[java] How to make the division of 2 ints produce a float instead of another int?

In another Bruce Eckels exercise in calculating velocity, v = s / t where s and t are integers. How do I make it so the division cranks out a float?

class CalcV {
  float v;
  float calcV(int s, int t) {
    v = s / t;
    return v;
  } //end calcV
}

public class PassObject {

  public static void main (String[] args ) {
    int distance;
    distance = 4;

    int t;
    t = 3;

    float outV;

    CalcV v = new CalcV();
    outV = v.calcV(distance, t);

    System.out.println("velocity : " + outV);
  } //end main
}//end class

To lessen the impact on code readabilty, I'd suggest:

v = 1d* s/t;

Try:

v = (float)s / (float)t;

Casting the ints to floats will allow floating-point division to take place.

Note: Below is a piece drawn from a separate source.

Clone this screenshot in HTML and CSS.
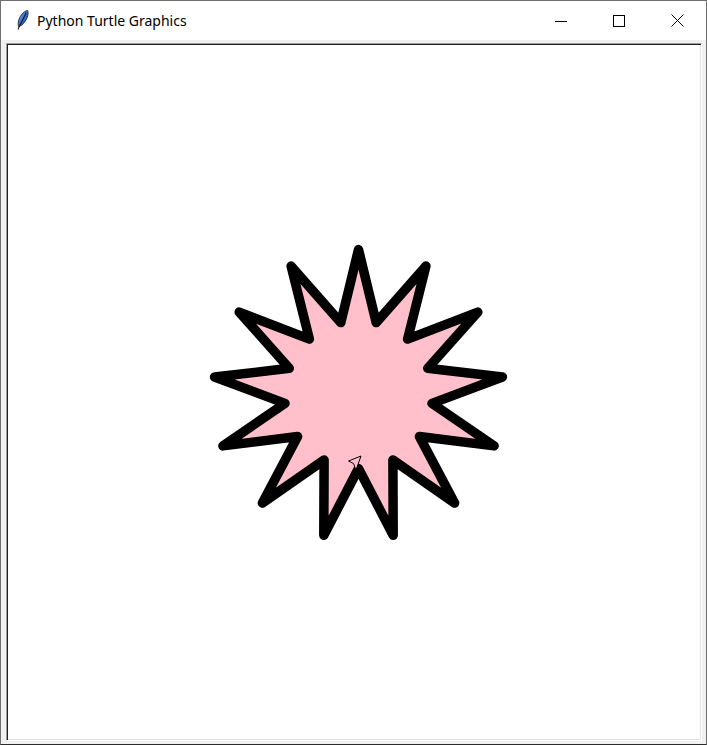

You really only need to cast one, though.

You can cast the numerator or the denominator to float...

int operations usually return int, so you have to change one of the operanding numbers.

Cast one of the integers/both of the integer to float to force the operation to be done with floating point Math. Otherwise integer Math is always preferred. So:

1. v = (float)s / t;
2. v = (float)s / (float)t;

Cast one of the integers to a float to force the operation to be done with floating point math. Otherwise integer math is always preferred. So:

v = (float)s / t;

Try this:

class CalcV 
{
      float v;
      float calcV(int s, int t)
      {
          float value1=s;
          float value2=t;
          v = value1 / value2;
          return v;
      } //end calcV
}

JLS Standard

JLS 7 15.17.2. Division Operator / says:

Integer division rounds toward 0. That is, the quotient produced for operands n and d that are integers after binary numeric promotion (§5.6.2) is an integer value q whose magnitude is as large as possible while satisfying |d · q| = |n|. Moreover, q is positive when |n| = |d| and n and d have the same sign, but q is negative when |n| = |d| and n and d have opposite signs.

This is why 1/2 does not give a float.

Converting just either one to float as in (float)1/2 suffices because 15.17. Multiplicative Operators says:

Binary numeric promotion is performed on the operands

and 5.6.2. Binary Numeric Promotion says:

• If either operand is of type double, the other is converted to double.
• Otherwise, if either operand is of type float, the other is converted to float

You can cast even just one of them, but for consistency you may want to explicitly cast both so something like v = (float)s / (float)t should work.